▸ Records provided

* BEGIN *

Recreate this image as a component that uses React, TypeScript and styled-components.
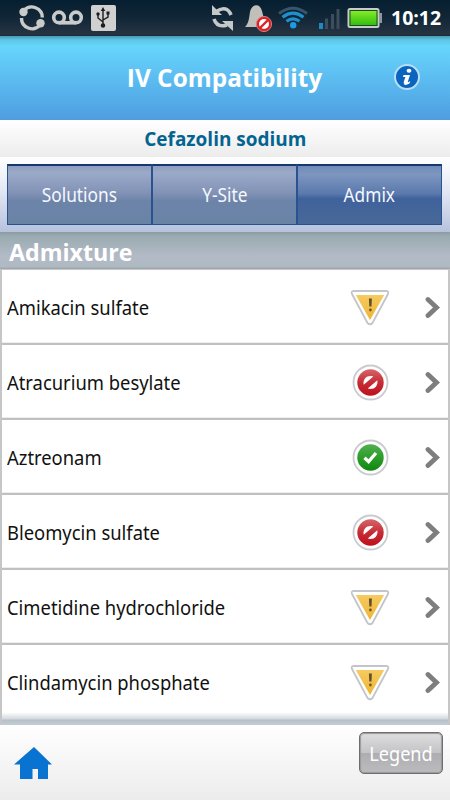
import React from "react";
import styled, { createGlobalStyle } from "styled-components";

type Status = "caution" | "blocked" | "ok";

const Global = createGlobalStyle`
  * { box-sizing: border-box; }
  body { margin: 0; background: #fff; font-family: "Open Sans", "Noto Sans", sans-serif; }
`;

const Screen = styled.div`
  width: 450px;
  height: 800px;
  display: flex;
  flex-direction: column;
  overflow: hidden;
`;

const Condensed = styled.span<{ $x: number; $left?: boolean }>`
  display: inline-block;
  white-space: nowrap;
  transform: scaleX(${(p) => p.$x});
  transform-origin: ${(p) => (p.$left ? "left" : "center")};
`;

const StatusBar = styled.div`
  height: 36px;
  flex: none;
  display: flex;
  align-items: center;
  background: linear-gradient(#051e30, #132839 55%, #263342 94%, #1b2b38);
  svg { display: block; }
`;

const Clock = styled.span`
  margin-left: 8px;
  color: #fff;
  font: 700 19.5px/36px "Open Sans", sans-serif;
  white-space: nowrap;
`;

const Header = styled.header`
  height: 84px;
  flex: none;
  display: grid;
  grid-template-columns: 90px 1fr 90px;
  align-items: center;
  justify-items: center;
  background: linear-gradient(#4a9ab2 0, #5cc6e6 4px, #66d6fb 10px, #5fc3f4 40%, #4e9de0 100%);
`;

const HeaderTitle = styled.h1`
  grid-column: 2;
  margin: 0 0 0 -1px;
  color: #fff;
  font: 700 24.4px/34px "Open Sans", sans-serif;
  white-space: nowrap;
`;

const InfoButton = styled.div`
  margin-left: 4px;
  margin-top: -3px;
  height: 28px;
`;

const DrugBar = styled.div`
  height: 37px;
  flex: none;
  display: flex;
  align-items: center;
  justify-content: center;
  background: linear-gradient(#fff, #ececec);
  color: #046491;
  font: 700 19.5px/37px "Open Sans", sans-serif;
  padding-left: 1px;
`;

const TabBar = styled.nav`
  height: 75px;
  flex: none;
  padding: 7px 8px 7px 7px;
  display: flex;
  background: linear-gradient(#fff, #e3e7f4 45%, #b6c2dc);
`;

const Tab = styled.div<{ $active?: boolean }>`
  flex: 1;
  height: 61px;
  display: flex;
  align-items: center;
  justify-content: center;
  color: #f6f8fd;
  font: 400 19px/60px "Noto Sans", sans-serif;
  border: solid #2b5290;
  border-width: 2px 1px 1px 1px;
  border-top-color: #14376d;
  background: ${(p) =>
    p.$active
      ? "linear-gradient(#6d8bb9, #7e96bf 14%, #5a79ad 48%, #40629b 56%, #486898)"
      : "linear-gradient(#8e9dbd, #9caac9 12%, #8091b5 48%, #6c84a9 60%, #6983a5)"};
`;

const Section = styled.h2`
  height: 37px;
  flex: none;
  margin: 0;
  padding-left: 9px;
  color: #fff;
  font: 700 24px/39px "Open Sans", sans-serif;
  background: linear-gradient(#8d9ca4, #9aabb1 12%, #b3bac6 65%, #afbac3 94%, #98a2a7);
`;

const List = styled.div`
  height: 456px;
  flex: none;
  border: solid #c6c6c6;
  border-width: 1px 2px 0 2px;
  background: #fff;
`;

const Row = styled.div`
  height: 75px;
  display: flex;
  align-items: center;
  padding: 2px 7px 0 5px;
  border-bottom: 2px solid #c0c0c0;
  box-shadow: inset 0 -1px #ededed;
  &:last-of-type {
    height: 80px;
    padding-bottom: 7px;
    border-bottom: 0;
    box-shadow: none;
    background: linear-gradient(#fff 67px, #d3d9de 74px, #b5bfc5 75px, #bac6cd 77px, #c4ced4 80px);
  }
`;

const DrugName = styled.span`
  flex: 1;
  color: #111;
  font: 400 19.3px/28px "Noto Sans", sans-serif;
`;

const StatusCell = styled.div`
  width: 40px;
  height: 40px;
  margin-right: 35px;
`;

const Footer = styled.footer`
  height: 75px;
  flex: none;
  display: flex;
  justify-content: space-between;
  padding: 7px 7px 0 14px;
  background: linear-gradient(#fff, #ececec);
`;

const HomeIcon = styled.svg`
  display: block;
  margin-top: 15px;
`;

const LegendButton = styled.div`
  width: 84px;
  height: 42px;
  border: 1px solid #6e6e70;
  border-radius: 5px;
  box-shadow: inset 0 0 1px 1px #99999c;
  background: linear-gradient(#dededf, #c4c4c7 49%, #aeaeb2 51%, #bcbcbf);
  color: #fff;
  font: 400 20px/42px "Noto Sans", sans-serif;
  text-align: center;
`;

const SystemIcons = () => (
  <svg width="383" height="36" viewBox="0 0 383 36" fill="none">
    <g stroke="#c9cbcb" strokeWidth="3.4">
      <path d="M24 10.500A10.500 10.500 0 0 1 42.300 17.500" />
      <path d="M21.500 18A10.500 10.500 0 0 0 40 25" />
    </g>
    <g fill="#c9cbcb"><circle cx="23.500" cy="12" r="4.200" /><circle cx="40.500" cy="23.200" r="4.200" /></g>
    <g stroke="#c9cbcb" strokeWidth="3.6"><circle cx="59" cy="17.4" r="5.300" /><circle cx="76" cy="17.4" r="5.300" /><path d="M59 22.800H76" /></g>
    <rect x="91" y="5" width="25" height="26" rx="2" fill="#d0d0d0" />
    <path d="M103 25V9M103 22L98 18V14M103 20L108 17V13" stroke="#1a1c1e" strokeWidth="1.4" />
    <path d="M103 7L105.200 11H100.800ZM106.500 11.500H109.500V14.500H106.500Z" fill="#1a1c1e" />
    <circle cx="103" cy="25.500" r="2.200" fill="#1a1c1e" /><circle cx="98" cy="14" r="1.700" fill="#1a1c1e" />

    <path d="M217 11Q227 5 231 15M214 19Q217 28 227 25" stroke="#c5c8c9" strokeWidth="3.6" />
    <path d="M212 5V15H222ZM222 21H233V31Z" fill="#c5c8c9" />
    <path d="M245 27C249 23 249 18 250 12Q251 7 254.500 5.500Q260 4 262 11L264 19L268 27Z" fill="#c1bfb9" />
    <circle cx="264" cy="24" r="7.600" fill="#df2028" stroke="#d97a7a" strokeWidth="1" />
    <circle cx="264" cy="24" r="5" fill="#fff" /><path d="M260 28L268 20" stroke="#df2028" strokeWidth="2.400" />

    <path d="M279 13.500Q293 3 307 13.500" stroke="#36566b" strokeWidth="3" />
    <g stroke="#1e8fcf" strokeWidth="3.200"><path d="M282.500 17.200Q293 9 303.500 17.200" /><path d="M286.500 21.200Q293 16.500 299.500 21.200" /></g>
    <circle cx="293.200" cy="25.300" r="3.200" fill="#1e9be0" />
    <rect x="319" y="23" width="4" height="6" fill="#1c8ac7" />
    <g fill="#3c4d5b"><rect x="325" y="18.500" width="3" height="10.500" /><rect x="331" y="14" width="3" height="15" /><rect x="336.500" y="9" width="3" height="20" /></g>
    <defs><linearGradient id="charge" x2="0" y2="1"><stop stopColor="#8ff22d" /><stop offset="1" stopColor="#27b80b" /></linearGradient></defs>
    <rect x="348.500" y="9" width="30" height="18" rx="1.500" fill="url(#charge)" stroke="#c9cccc" strokeWidth="2" />
    <rect x="350" y="10.500" width="27" height="15" stroke="#1c4a20" strokeWidth="1" />
    <path d="M379 13H382V23H379Z" fill="#8f979c" />
  </svg>
);

const StatusIcon = ({ status }: { status: Status }) => (
  <svg width="40" height="40" viewBox="0 0 40 40" fill="none">
    <defs>
      <linearGradient id="amber" x2="0" y2="1"><stop stopColor="#f6cb61" /><stop offset="1" stopColor="#efb432" /></linearGradient>
      <linearGradient id="red" x2="0" y2="1"><stop stopColor="#d66469" /><stop offset=".5" stopColor="#c72c35" /><stop offset="1" stopColor="#bd101c" /></linearGradient>
      <linearGradient id="green" x2="0" y2="1"><stop stopColor="#53ae50" /><stop offset=".5" stopColor="#2c9d2b" /><stop offset="1" stopColor="#10870f" /></linearGradient>
    </defs>
    {status === "caution" ? (
      <>
        <path d="M3 3H37Q39 3.500 38 6L22.500 35Q20 37.500 17.500 35L2 6Q1 3.500 3 3Z" fill="#fff" stroke="#c2c5c9" strokeWidth="1.800" />
        <path d="M5.800 7H34.200L20 32Z" fill="url(#amber)" />
        <path d="M18.900 10.500H21.900L21.500 18.500H19.300Z" fill="#60502a" /><circle cx="20.400" cy="22" r="1.400" fill="#6f592b" />
      </>
    ) : (
      <>
        <circle cx="20.500" cy="19.500" r="17" fill="#fff" stroke="#c9cbcf" strokeWidth="1.800" />
        <circle cx="20.500" cy="19.500" r="13.200" fill={status === "ok" ? "url(#green)" : "url(#red)"} />
        {status === "ok" ? (
          <path d="M14.500 19.800L18.600 23.600L26 15" stroke="#fff" strokeWidth="3.300" />
        ) : (
          <path d="M13.700 21.800C12.500 15.500 17.500 11.800 23.300 13.400ZM27.300 17.200C28.500 23.500 23.500 27.200 17.700 25.600Z" fill="#fff" />
        )}
      </>
    )}
  </svg>
);

const Chevron = () => (
  <svg width="16" height="24" viewBox="0 0 16 24" fill="none">
    <path d="M3 3.500L11.500 11.500L3 19.500" stroke="#7e7e7e" strokeWidth="4.800" strokeLinecap="round" />
  </svg>
);

const drugs: { name: string; status: Status }[] = [
  { name: "Amikacin sulfate", status: "caution" },
  { name: "Atracurium besylate", status: "blocked" },
  { name: "Aztreonam", status: "ok" },
  { name: "Bleomycin sulfate", status: "blocked" },
  { name: "Cimetidine hydrochloride", status: "caution" },
  { name: "Clindamycin phosphate", status: "caution" },
];

export default function App() {
  return (
    <Screen>
      <Global />
      <StatusBar>
        <SystemIcons />
        <Clock>10:12</Clock>
      </StatusBar>
      <Header>
        <HeaderTitle>IV Compatibility</HeaderTitle>
        <InfoButton>
          <svg width="28" height="28" viewBox="0 0 28 28">
            <circle cx="14" cy="14" r="12" fill="#0b64bd" stroke="#b5e0f5" strokeWidth="2" />
            <ellipse cx="16" cy="7.800" rx="2.400" ry="2" fill="#fff" />
            <path d="M10.500 12H17L14.700 19Q15.500 19.500 17.300 18L16.500 20.500Q10.500 24 10.700 19L12.400 14H10Z" fill="#fff" />
          </svg>
        </InfoButton>
      </Header>
      <DrugBar><Condensed $x={0.973}>Cefazolin sodium</Condensed></DrugBar>
      <TabBar>
        <Tab><Condensed $x={0.91}>Solutions</Condensed></Tab>
        <Tab><Condensed $x={0.91}>Y-Site</Condensed></Tab>
        <Tab $active><Condensed $x={0.91}>Admix</Condensed></Tab>
      </TabBar>
      <Section><Condensed $x={0.967} $left>Admixture</Condensed></Section>
      <List>
        {drugs.map((d) => (
          <Row key={d.name}>
            <DrugName><Condensed $x={0.953} $left>{d.name}</Condensed></DrugName>
            <StatusCell><StatusIcon status={d.status} /></StatusCell>
            <Chevron />
          </Row>
        ))}
      </List>
      <Footer>
        <HomeIcon width="38" height="34" viewBox="0 0 38 34">
          <path d="M20 0L38 17.500H34V32H24V22H18.500V32H6V17.500H0Z" fill="#0873d0" />
        </HomeIcon>
        <LegendButton><Condensed $x={0.905}>Legend</Condensed></LegendButton>
      </Footer>
    </Screen>
  );
}
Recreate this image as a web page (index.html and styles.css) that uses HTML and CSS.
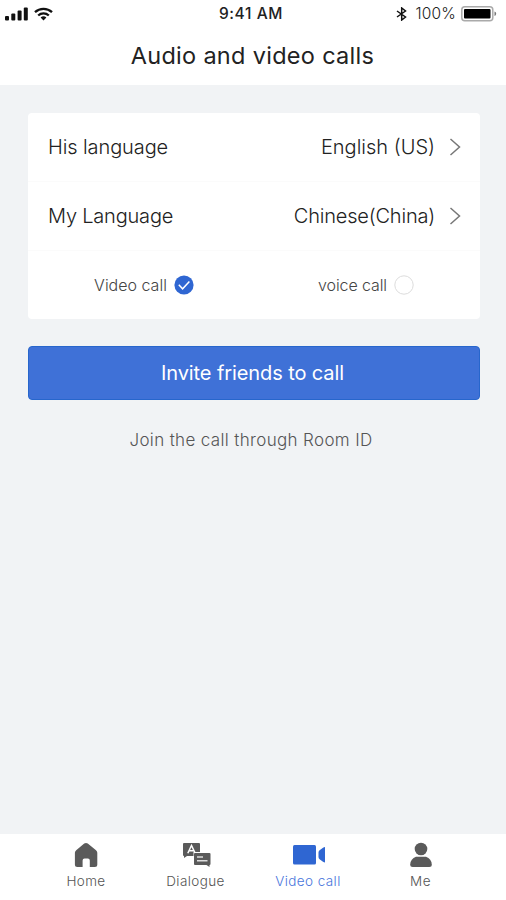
FILE: index.html
```html
<!DOCTYPE html>
<html lang="en">
<head>
  <meta charset="UTF-8" />
  <meta name="viewport" content="width=device-width, initial-scale=1" />
  <title>Audio and video calls</title>
  <link rel="stylesheet" href="styles.css">
</head>
<body>
  <header>
    <div class="status">
      <div class="status-left">
        <svg width="23" height="14" viewBox="0 0 23 14" fill="#111">
          <rect x="0" y="9" width="4" height="4.5" rx="1" />
          <rect x="6.3" y="6.5" width="4" height="7" rx="1" />
          <rect x="12.6" y="3.5" width="4" height="10" rx="1" />
          <rect x="18.8" y="0.5" width="4" height="13" rx="1" />
        </svg>
        <svg width="19" height="14" viewBox="0 0 19 14" fill="none" stroke="#111" stroke-width="2.3">
          <path d="M1 5.2a12.4 12.4 0 0 1 17 0" />
          <path d="M4.2 8.5a7.8 7.8 0 0 1 10.6 0" />
          <path d="M9.5 13.4L6.6 10.6a4.2 4.2 0 0 1 5.8 0z" fill="#111" stroke="none" />
        </svg>
      </div>
      <span class="time">9:41 AM</span>
      <div class="status-right">
        <svg width="11" height="14" viewBox="0 0 11 14" fill="none" stroke="#111" stroke-width="1.5">
          <path d="M1 4l8.5 6L5.7 13V1L9.5 4 1 10" />
        </svg>
        <span class="percent">100%</span>
        <svg width="36" height="16" viewBox="0 0 36 16">
          <rect x="0.8" y="0.8" width="31" height="14" rx="3" fill="#fff" stroke="#aaa" stroke-width="1.5" />
          <rect x="3" y="3" width="26.5" height="9.6" rx="1" fill="#000" />
          <path d="M33.5 5.5q1.7.6 1.7 2.3t-1.7 2.3z" fill="#777" />
        </svg>
      </div>
    </div>
    <h1>Audio and video calls</h1>
  </header>

  <main>
    <section class="card">
      <div class="row">
        <span class="his">His language</span>
        <span class="value">English (US)</span>
        <svg class="arrow" width="12" height="20" viewBox="0 0 12 20"><path d="M1.5 2l9 8-9 8" /></svg>
      </div>
      <div class="row my">
        <span>My Language</span>
        <span class="value">Chinese(China)</span>
        <svg class="arrow" width="12" height="20" viewBox="0 0 12 20"><path d="M1.5 2l9 8-9 8" /></svg>
      </div>
      <div class="options">
        <div class="option">
          <span>Video call</span>
          <svg width="20" height="20" viewBox="0 0 20 20">
            <circle cx="10" cy="10" r="9.6" fill="#2f66d2" />
            <path d="M4.8 9.8l3.8 4 6.8-7.2" fill="none" stroke="#fff" stroke-width="1.5" />
          </svg>
        </div>
        <div class="option voice">
          <span>voice call</span>
          <svg width="20" height="20" viewBox="0 0 20 20">
            <circle cx="10" cy="10" r="9.2" fill="#fff" stroke="#dcdcdc" />
          </svg>
        </div>
      </div>
    </section>

    <button type="button">Invite friends to call</button>
    <a class="join">Join the call through Room ID</a>
  </main>

  <nav>
    <a class="tab">
      <svg width="24" height="26" viewBox="0 0 24 26">
        <path d="M10.2 1.6q1.8-1.4 3.600 0l8.200 6.600q1.300 1 1.300 2.600V22.500q0 2.500-2.500 2.500H15.800V18.500q0-2-1.900-2h-3.400q-1.900 0-1.900 2V25H3.400Q.9 25 .9 22.500V10.800q0-1.600 1.300-2.600z" fill="#5a5a5a" />
      </svg>
      <span>Home</span>
    </a>
    <a class="tab dialogue">
      <svg width="30" height="26" viewBox="0 0 30 26">
        <path d="M2 1h15q1 0 1 1v8h-6.500v4H5l-3 2v-2q-1 0-1-1V2q0-1 1-1z" fill="#5a5a5a" />
        <path d="M5.800 11.300L9.500 3.500l3.700 7.800M7 8.800h5" fill="none" stroke="#fff" stroke-width="1.500" />
        <path d="M13 11h14.500q1 0 1 1v10q0 1-1 1v2l-3-2H13q-1 0-1-1V12q0-1 1-1z" fill="#5a5a5a" />
        <path d="M15 15h6M15 18.800h10.500" stroke="#ddd" stroke-width="1.400" />
      </svg>
      <span>Dialogue</span>
    </a>
    <a class="tab active">
      <svg width="34" height="26" viewBox="-1 0 34 26" fill="#2f66d2">
        <rect x="1" y="3" width="23" height="19.500" rx="1.500" />
        <path d="M33 5v15.500q-1 0-2-.700l-3.400-2.500q-1.100-.8-1.100-2.200V10.500q0-1.400 1.100-2.200L31 5.700q1-.700 2-.7z" />
      </svg>
      <span>Video call</span>
    </a>
    <a class="tab">
      <svg width="24" height="26" viewBox="0 0 24 26" fill="#5a5a5a">
        <circle cx="12" cy="7" r="6.300" />
        <path d="M7 14.800h10q5.500 2 5.800 7.700 0 2.500-2.500 2.500H3.700q-2.500 0-2.500-2.500Q1.500 16.800 7 14.800z" />
      </svg>
      <span>Me</span>
    </a>
  </nav>
</body>
</html>
```
FILE: styles.css
```css
* {
  box-sizing: border-box;
}

body {
  margin: 0;
  height: 900px;
  display: flex;
  flex-direction: column;
  font-family: Inter, "Liberation Sans", sans-serif;
  font-weight: 300;
  background-color: #f1f3f5;
  color: #222;
}

header {
  height: 85px;
  background-color: #fff;
}

svg {
  display: block;
  flex-shrink: 0;
}

.status {
  display: grid;
  grid-template-columns: 1fr auto 1fr;
  align-items: center;
  height: 27px;
  padding: 0 9px 0 5px;
}

.status-left,
.status-right {
  display: flex;
  align-items: center;
  gap: 6px;
}

.status-right {
  justify-content: flex-end;
  gap: 5px;
}

.time {
  font-size: 15.5px;
  font-weight: 500;
  letter-spacing: 0.6px;
}

.percent {
  font-size: 15.5px;
  letter-spacing: 0.2px;
}

.status-right .percent {
  margin-left: 3px;
}

h1 {
  margin: 0;
  height: 58px;
  padding-right: 1px;
  line-height: 58px;
  text-align: center;
  font-size: 23.5px;
  font-weight: 400;
  letter-spacing: 0.3px;
}

main {
  flex: 1;
  padding: 28px 26px 0 28px;
}

.card {
  height: 206px;
  background-color: #fff;
  border-radius: 4px;
}

.row {
  display: flex;
  align-items: center;
  height: 69px;
  padding: 0 19px 0 20px;
  font-size: 20px;
  border-bottom: 1px solid #fbfbfb;
}

.his {
  letter-spacing: -0.1px;
}

.my {
  letter-spacing: -0.2px;
}

.value {
  margin-left: auto;
  margin-right: 14px;
}

.arrow path {
  fill: none;
  stroke: #777;
  stroke-width: 1.5;
}

.options {
  display: flex;
  height: 68px;
  color: #444;
}

.option {
  flex: 1;
  display: flex;
  align-items: center;
  justify-content: center;
  gap: 7px;
  padding: 0 0 1px 5px;
  font-size: 16px;
}

.voice {
  padding: 0 3px 1px 0;
  letter-spacing: -0.1px;
}

button {
  display: block;
  width: 100%;
  height: 54px;
  margin: 27px 0 29px;
  padding: 0 9px 0 6px;
  border: 1px solid #2766cc;
  border-radius: 4px;
  background-color: #3f71d7;
  color: #fff;
  font-family: inherit;
  font-size: 20px;
  font-weight: 400;
  letter-spacing: -0.1px;
}

.join {
  display: block;
  padding-right: 6px;
  text-align: center;
  font-size: 17px;
  line-height: 22px;
  letter-spacing: 0.35px;
  color: #555;
}

nav {
  display: grid;
  grid-template-columns: 110px 111px 112px 113px;
  height: 66px;
  padding: 8px 29px 0 31px;
  background-color: #fff;
}

.tab {
  display: flex;
  flex-direction: column;
  align-items: center;
  font-size: 13.5px;
  line-height: 26px;
  letter-spacing: 0.4px;
  color: #555;
}

.dialogue span {
  margin-right: 2px;
}

.active {
  color: #4a76dc;
}
```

* END *

▸ Request
Select and copy every line of the listing with the word "this".

▸ Written answer
Recreate this image as a component that uses React, TypeScript and styled-components.
Recreate this image as a web page (index.html and styles.css) that uses HTML and CSS.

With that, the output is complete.